Later, guests enjoyed “music and elocutionary items by Mr E. Boxsell, Misses Morrow, Davies, Bassingthwaighte, Edwards, Forsyth and Mrs G.L. Brook”, many of whose descendants were also present for the centenary celebrations in 2022.

Wallendbeen’s magnificent War Memorial granite obelisk had already been erected by Donald Mackay of Wallendbeen Station in 1920 and an avenue of honour was planted first in 1917 and then replanted in 1995.

War memorial with wreaths

Wreaths were laid at the Wallendbeen War Memorial for Anzac Day. Photo: Genevieve Jacobs.

War service plaques were first unveiled in the hall in 1923 by Major General Kenneth Mackay, who raised Australia’s first light horse unit at Harden-Murrumburrah in 1897.

Tea rooms, further extensions and memorials for those who lost their lives in the Second World War were added to the hall in subsequent years.

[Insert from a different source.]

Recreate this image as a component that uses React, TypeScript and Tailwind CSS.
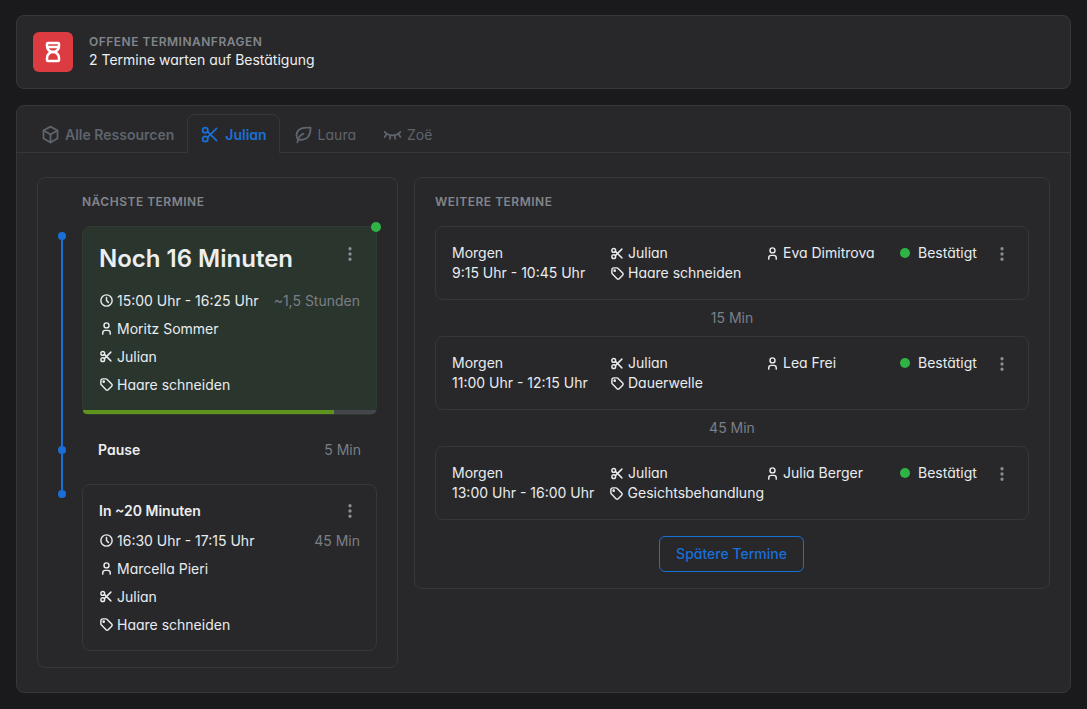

Today, the hall is maintained by a committee including the Baldry/Mackay family members and Wallendbeen’s “unofficial mayor” and local historian Marcia Thorburn, who organised the centenary celebrations.

Cootamundra-Gundagai deputy mayor Leigh Bowden also paid tribute to the “tireless work” that maintains facilities in small country communities. “And Marcia,” she said, “we want another ball!”